Set the lines down again exactly, first line through the line that contains "string; price: string;", with no pictures.

— START —

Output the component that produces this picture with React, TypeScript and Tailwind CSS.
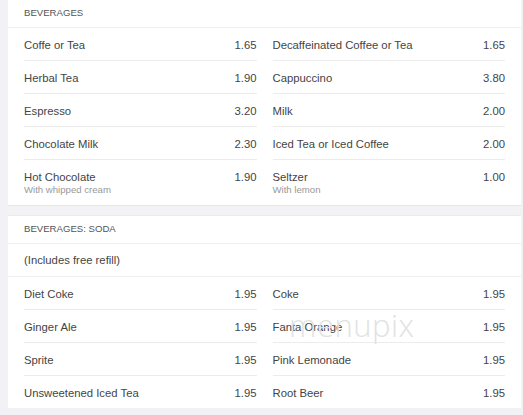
import React from "react";

type Item = { name: string; price: string; sub?: string };

const bev: Item[] = [
  { name: "Coffe or Tea", price: "1.65" },
  { name: "Decaffeinated Coffee or Tea", price: "1.65" },
  { name: "Herbal Tea", price: "1.90" },
  { name: "Cappuccino", price: "3.80" },
  { name: "Espresso", price: "3.20" },
  { name: "Milk", price: "2.00" },
  { name: "Chocolate Milk", price: "2.30" },
  { name: "Iced Tea or Iced Coffee", price: "2.00" },
  { name: "Hot Chocolate", price: "1.90", sub: "With whipped cream" },
  { name: "Seltzer", price: "1.00", sub: "With lemon" },
];

const soda: Item[] = [
  { name: "Diet Coke", price: "1.95" },
  { name: "Coke", price: "1.95" },
  { name: "Ginger Ale", price: "1.95" },
  { name: "Fanta Orange", price: "1.95" },
  { name: "Sprite", price: "1.95" },
  { name: "Pink Lemonade", price: "1.95" },
  { name: "Unsweetened Iced Tea", price: "1.95" },
  { name: "Root Beer", price: "1.95" },
];

function Cell({ item, last }: { item: Item; last: boolean }) {
  return (
    <div
      className={
        "flex justify-between pt-[10px] " +
        (last ? (item.sub ? "pb-[9px]" : "h-[32px]") : "h-[33px] border-b border-[#ececec]")
      }
    >
      <div className="flex flex-col">
        <span className="text-[11.3px] leading-[14px] text-[#444]">{item.name}</span>
        {item.sub && (
          <span className="text-[9.6px] leading-[12px] text-[#999]">{item.sub}</span>
        )}
      </div>
      <span className="text-[11.3px] leading-[14px] text-[#444]">{item.price}</span>
    </div>
  );
}

function Grid({ items }: { items: Item[] }) {
  return (
    <div className="grid grid-cols-2 gap-x-4 px-4">
      {items.map((it, i) => (
        <Cell key={i} item={it} last={i >= items.length - 2} />
      ))}
    </div>
  );
}

export default function App() {
  return (
    <div
      className="w-[523px] h-[415px] bg-[#f2f2f6] pl-[8px] pr-[2px] overflow-hidden"
      style={{ fontFamily: '"Liberation Sans", Arial, sans-serif' }}
    >
      <div className="bg-white border-b border-[#e6e6ea]">
        <div className="h-[28px] flex items-center px-4 border-b border-[#efefef] text-[9.6px] text-[#555] uppercase">
          Beverages
        </div>
        <Grid items={bev} />
      </div>
      <div className="h-[10px] bg-[#f3f3f6] border-b border-[#ebebef]" />
      <div className="bg-white relative">
        <div className="h-[28px] flex items-center px-4 border-b border-[#efefef] text-[9.6px] text-[#555] uppercase">
          Beverages: Soda
        </div>
        <div className="h-[33px] flex items-center px-4 border-b border-[#efefef] text-[11.3px] text-[#444]">
          (Includes free refill)
        </div>
        <Grid items={soda} />
        <div
          className="absolute left-[281px] top-[94px] text-[31px] leading-none text-[#e2e2e2] pointer-events-none tracking-[0.5px]"
          style={{ fontFamily: '"Open Sans", sans-serif', fontWeight: 300 }}
        >
          menupix
        </div>
      </div>
    </div>
  );
}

— END —

*SOLUTION TO THIS TASK:*
Output the component that produces this picture with React, TypeScript and Tailwind CSS.
import React from "react";

type Item = { name: string; price: string; sub?: string };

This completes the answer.